Бронзовая Ханукия, Италия, XVI - начало XVII вв.
Бронзовая ханукия, Италия,
XVI – начало XVII вв.

В условиях советского лагеря для государственных преступников все было не просто. Но труднее всего было достать или изготовить ханукию – восьмисвечник. Кусочки дерева можно было достать, но ведь ножи держать было запрещено. У моего товарища Шимона, родом из литовского города Каунаса, были друзья – заключенные литовцы. Не со всеми литовцами мы общались. Были литовцы – полицаи, убийцы. Мы их ненавидели. Но были в лагере другие литовцы – партизаны, которые в лесах сражались с советскими оккупационными войсками. Мы с ними дружили, так же, как и с украинскими бойцами УПА. И вот, Шимон выяснил, что у одного литовца, Ионаса есть маленький нож, которым он мастерит всякие поделки из дерева. Мы договорились с Ионасом, что он за небольшую мзду хлебом изготовит нам маленькую менору-восьмисвечник размером чуть больше ладони, так, чтобы при обыске ее можно было легко спрятать. Менора удалась на славу – из березы с небольшими отверстиями для самодельных свечек, которые мы изготовили из парафина, случайно обнаруженного на складе промзоны.

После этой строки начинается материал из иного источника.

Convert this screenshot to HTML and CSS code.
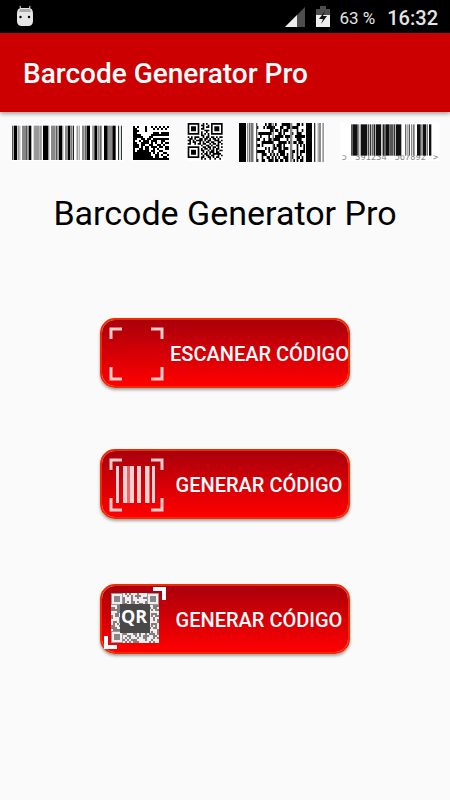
FILE: index.html
```html
<!DOCTYPE html>
<html lang="es">
<head>
<meta charset="utf-8">
<meta name="viewport" content="width=device-width, initial-scale=1">
<title>Barcode Generator Pro</title>
<link rel="stylesheet" href="styles.css">
</head>
<body>
<div class="status">
  <svg class="robot" viewBox="0 0 18 22" aria-hidden="true">
    <path d="M4 1l1 4M14 1l-1 4" stroke="#bbb" stroke-width="1.2"/>
    <path d="M1 9q0-6 4-6h8q4 0 4 6v7q0 5-5 5H6q-5 0-5-5z" fill="#e6e6e6"/>
    <path d="M4 4h10l1 3H3z" fill="#aaa"/>
    <circle cx="4.500" cy="12" r="1.200"/><circle cx="13" cy="12" r="1.200"/>
  </svg>
  <svg class="signal" viewBox="0 0 20 20" aria-hidden="true">
    <path d="M0 20L20 0v20z" fill="#4d4d4d"/><path d="M0 20L12 8v12z" fill="#eee"/>
  </svg>
  <svg class="battery" viewBox="0 0 14 21" aria-hidden="true">
    <path d="M0 3h4V0h6v3h4v6H0z" fill="#4d4d4d"/><path d="M0 9h14v12H0z" fill="#eee"/>
    <path d="M9 5L3 13h4l-2 5 6-8H7z" fill="#111"/>
  </svg>
  <span class="charge">63 %</span>
  <span class="clock">16:32</span>
</div>
<header class="appbar"><h1>Barcode Generator Pro</h1></header>
<main>
  <div class="codes" aria-hidden="true">
    <svg viewBox="30 30 342 126"><path d="M33 37h336v110H33z" fill="#fff"/><g id="linear"></g></svg>
    <svg viewBox="21 30 114 126"><path d="M22 38h112v108H22z" fill="#fff"/><path id="matrix"/></svg>
    <svg viewBox="159 30 159 126"><path d="M185 30h110v117H185z" fill="#fff"/><path id="qr"/></svg>
    <svg viewBox="27 30 258 126"><path d="M27 32h258v119H27z" fill="#fff"/><path id="stacked"/><g id="guards"></g></svg>
    <svg viewBox="9 30 321 126">
      <path d="M32 32h296v114H32z" fill="#fff"/>
      <g class="digits"><text x="35" y="145">5</text><text x="76" y="145">391234</text><text x="194" y="145">567892</text><text x="309" y="145">&gt;</text></g>
      <path d="M32 32h296v98H32z" fill="#fff"/>
      <g id="retail"></g>
    </svg>
  </div>
  <h2>Barcode Generator Pro</h2>
  <div class="actions">
    <button type="button">
      <svg viewBox="2 2 68 66" aria-hidden="true">
        <g class="corners"><path d="M11 21V11h11M51 11h11v10M11 49v12h11M51 61h11V49"/></g>
      </svg>
      <span>ESCANEAR CÓDIGO</span>
    </button>
    <button type="button">
      <svg viewBox="2 2 68 66" aria-hidden="true">
        <g class="corners"><path d="M11 21V11h11M51 11h11v10M11 49v12h11M51 61h11V49"/></g>
        <g class="bars"><path d="M16 17h3v37h-3zM23 17h4v37h-4zM30 17h4v37h-4zM37 17h4v37h-4zM45 17h4v37h-4zM52 17h3v37h-3z"/><path d="M27 17h3v37h-3zM49 17h1v37h-1z" opacity=".5"/></g>
      </svg>
      <span>GENERAR CÓDIGO</span>
    </button>
    <button type="button">
      <svg viewBox="2 2 68 66" aria-hidden="true">
        <path d="M11 9h48v50H11z" fill="#887c7c"/>
        <path id="badge" fill="#eee"/>
        <g fill="#eee"><path d="M11 9h12v12H11zM47 9h12v12H47zM11 47h12v12H11z" fill="#999"/><path d="M12 10h10v10H12zM48 10h10v10H48zM12 48h10v10H12z"/><path d="M14 12h6v6h-6zM50 12h6v6h-6zM14 50h6v6h-6z" fill="#888"/></g>
        <path d="M20 20h30v29H20z" fill="#484848"/>
        <text class="qrtext" x="34" y="39" text-anchor="middle">QR</text>
        <path d="M53 5h11v11M6 52v11h11" fill="none" stroke="#fff" stroke-width="4"/>
      </svg>
      <span>GENERAR CÓDIGO</span>
    </button>
  </div>
</main>
<script src="codes.js"></script>
</body>
</html>
```
FILE: styles.css
```css
* { box-sizing: border-box; }
body { margin: 0; min-height: 100vh; background: #fafafa; font-family: Roboto, "Liberation Sans", sans-serif; }
.status { height: 33px; padding: 0 12px 0 16px; display: flex; align-items: center; background: #000; color: #e4e4e4; }
.robot { width: 18px; height: 22px; margin-right: auto; margin-bottom: 2px; }
.signal { width: 20px; height: 20px; margin-right: 11px; }
.battery { width: 14px; height: 21px; margin-right: 9px; }
.charge { font-size: 17px; line-height: 20px; margin-right: 12px; padding-top: 2px; }
.clock { font-size: 20px; line-height: 24px; font-weight: 500; padding-top: 2px; }
.appbar { position: relative; height: 79px; padding: 2px 23px 0; display: flex; align-items: center; background: #c00; color: #fff; box-shadow: 0 2px 4px rgba(0, 0, 0, .35); }
h1 { margin: 0; font-size: 28px; line-height: 36px; font-weight: 500; }
.codes { display: grid; grid-template-columns: 114fr 38fr 53fr 86fr 107fr; gap: 8px; padding: 10px 10px 0; }
.codes svg { display: block; width: 100%; }
.digits { font-family: "DejaVu Sans Mono", monospace; font-size: 26px; fill: #888; }
h2 { margin: 29px 0 0; text-align: center; font-size: 34px; line-height: 40px; font-weight: 400; color: #000; }
.actions { display: flex; flex-direction: column; align-items: center; gap: 61px; padding: 85px 0 32px; }
button { display: flex; align-items: center; width: 250px; height: 70px; padding: 0; border: 2px solid #ee2c00; border-radius: 15px; background: linear-gradient(#a9000c, #f00) padding-box; color: #fff; font: 500 20px/24px Roboto, "Liberation Sans", sans-serif; box-shadow: 0 2px 3px rgba(0, 0, 0, .35); cursor: pointer; }
button:last-child { margin-top: 4px; }
button svg { flex: none; width: 68px; height: 66px; }
button span { flex: 1; text-align: center; white-space: nowrap; padding-top: 2px; }
.corners { fill: none; stroke: #fff; stroke-width: 3; opacity: .8; }
.bars { fill: #fff; opacity: .82; }
.qrtext { font: 700 18px "Open Sans", sans-serif; fill: #fff; }
```
FILE: codes.js
```js
// Bars are [start, end, shade] triples.
function drawBars(id, top, bottom, bars) {
  document.getElementById(id).innerHTML = bars.map(function (b) {
    return '<rect x="' + b[0] + '" y="' + top + '" width="' + (b[1] - b[0]) +
      '" height="' + (bottom - top) + '" fill="' + b[2] + '"/>';
  }).join('');
}

// Rows of modules: "#" is a filled cell.
function drawCells(id, x, y, w, h, rows) {
  var d = '';
  rows.forEach(function (row, r) {
    row.split('').forEach(function (c, i) {
      if (c === '#') d += 'M' + (x + i * w) + ' ' + (y + r * h) + 'h' + w + 'v' + h + 'h-' + w + 'z';
    });
  });
  document.getElementById(id).setAttribute('d', d);
}

function noise(cols, count, seed) {
  var rows = [];
  for (var r = 0; r < count; r++) {
    var row = '';
    for (var c = 0; c < cols; c++) {
      seed = (seed * 1103515245 + 12345) % 2147483648;
      row += seed / 2147483648 < 0.5 ? '#' : '.';
    }
    rows.push(row);
  }
  return rows;
}

drawBars('linear', 41, 144, [
  [36, 39, '#555'], [41, 51, '#000'], [53, 56, '#666'], [58, 61, '#999'],
  [66, 78, '#888'], [78, 81, '#555'], [82, 85, '#777'], [86, 94, '#000'],
  [101, 118, '#999'], [119, 122, '#666'], [123, 126, '#aaa'], [129, 145, '#000'],
  [145, 148, '#888'], [153, 167, '#888'], [168, 171, '#555'], [172, 176, '#777'],
  [177, 187, '#000'], [188, 190, '#888'], [195, 202, '#888'], [203, 211, '#000'],
  [212, 216, '#777'], [218, 222, '#222'], [230, 233, '#666'], [236, 239, '#888'],
  [246, 254, '#888'], [255, 259, '#666'], [260, 270, '#000'], [277, 281, '#777'],
  [283, 291, '#000'], [292, 299, '#888'], [300, 305, '#666'], [312, 323, '#000'],
  [324, 336, '#888'], [337, 347, '#000'], [354, 357, '#333'], [358, 362, '#ccd8dc'], [363, 366, '#333']
]);

drawCells('matrix', 24, 42, 6, 6, [
  '#.#...#..#.#.#.#.#',
  '##....#...#.#.#.#.',
  '###...#...........',
  '##........###.####',
  '####.....#########',
  '#####...##........',
  '##..##.##.########',
  '#..#.###.###..##..',
  '##..####.#.#..#.##',
  '###.##..##..##.#..',
  '###.#.##.###.##.##',
  '#..##.##..#.#...##',
  '#.######.##..##...',
  '#########.#.#..##.',
  '#########..##.#..#',
  '##########.##..##.',
  '##################'
]);

drawCells('qr', 188, 33, 5, 5, [
  '#######..#.#..#######',
  '#.....#.##..#.#.....#',
  '#.###.#..#.##.#.###.#',
  '#.###.#.##....#.###.#',
  '#.###.#...###.#.###.#',
  '#.....#.#..#..#.....#',
  '#######.#.#.#.#######',
  '........##..#........',
  '#.#.###..#.##.##.#.##',
  '.##.#..##.##.#.##.#..',
  '##.#.####.#.##..###.#',
  '.#.##..#.#.##.##..##.',
  '##..#.##.##..#.##.#.#',
  '........#..##.#..##..',
  '#######..##.##.##.#.#',
  '#.....#.#.##.#.#.##..',
  '#.###.#.##..#.##.#.##',
  '#.###.#..#.#.###.##..',
  '#.###.#.#.##.#.#####.',
  '#.....#..#.##.##..#.#',
  '#######.##..##.#.##..',
  '........#.#..#..#..#.'
]);

drawCells('stacked', 80, 33, 5, 9, noise(29, 13, 77));
drawBars('guards', 33, 150, [
  [27, 48, '#000'], [51, 55, '#888'], [57, 61, '#666'], [62, 66, '#777'], [67, 70, '#333'],
  [78, 82, '#555'], [128, 131, '#444'], [180, 187, '#888'],
  [228, 246, '#000'], [252, 256, '#333'], [263, 266, '#888'], [268, 272, '#555'], [277, 282, '#999']
]);

drawBars('retail', 37, 131, [
  [63, 68, '#555'], [68, 83, '#111'], [84, 88, '#888'],
  [92, 112, '#111'], [114, 118, '#444'], [120, 124, '#333'], [126, 130, '#666'], [131, 135, '#222'],
  [137, 153, '#111'], [155, 158, '#777'], [159, 164, '#222'], [166, 178, '#111'], [178, 190, '#555'],
  [191, 196, '#333'], [198, 214, '#111'], [225, 229, '#666'], [231, 234, '#aaa'], [236, 240, '#555'],
  [243, 247, '#888'], [249, 254, '#777'], [261, 272, '#111'], [274, 278, '#666'], [279, 289, '#111'],
  [291, 294, '#777'], [297, 304, '#111']
]);

drawCells('badge', 11, 9, 2, 2, noise(24, 25, 31));
```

Так как менора была изготовлена заранее, ее надо было где то хранить, и я решил спрятать ее в "каптерке", складе личных вещей. Поскольку все вещи при поступлении в лагерь проходили тщательный осмотр, да к тому же в каптерке постоянно находился охранник, "шмоны" – обыски – там практически никогда не проводились. Поэтому там я и запрятал менору.

Но вдруг – неожиданность. В каптерку нагрянули надзиратели, и был объявлен тотальный обыск. Что-то искали. Сердце мое сжалось от страха. А вдруг ищут менору? Кто-то донес. Вызывали всех по очереди. Я пытался оттянуть время в надежде, что им надоест, но, наконец, вызвали и меня. В каптерке был полный разгром. Шмонали сразу несколько ментов, и повсюду высились кучи конфискованных вещей. "Не положено! Не положено!" – вопили менты. Я сообразил, что мне этот балаган только на руку. Ведь вещи были раскиданы повсюду и не убирались. К тому же надзиратели порядком устали и потеряли бдительность. Сразу созрел план действия. Мои вещи я хранил в холщевом мешке, а менора была спрятана в свернутой паре носков. Подчинясь приказу надзирателя, я схватил свой мешок и в наигранной поспешности вывернул на пол все его содержимое. Расчет был точный. Мои скромные пожитки рассыпались по всему полу. Надзиратель был недоволен, что ему придется ползать по полу и ощупывать все по порядку. Он естественно начал с того, что у него было под носом. Я же сразу устремился к носкам, то есть, к меноре. Став перед надзирателем, что бы собирать в мешок проверенное, я тем временем стал отпихивать "носки" под нижнюю полку стеллажей каптерки. Удалось! Усталый надзиратель к тому же стал явно портачить. Надоело ему искать в убогой котомке за ту же самую жалкую зарплату. – Ладно, собирай свое барахло, – буркнул он. И я стал дрожащими руками запихивать все обратно и "носки" тоже, разумеется.

Наступил первый день, первая свечка Хануки в неволе. Вечер. Мы собрались в "предбаннике" перед заводским цехом, опасаясь, что сейчас явится дежурный патруль и "застукает" нас на месте преступления. Каждый из нас смотрел на слабенькое пламя и видел в нем что-то свое. А я видел маленькое чудо спасенной меноры.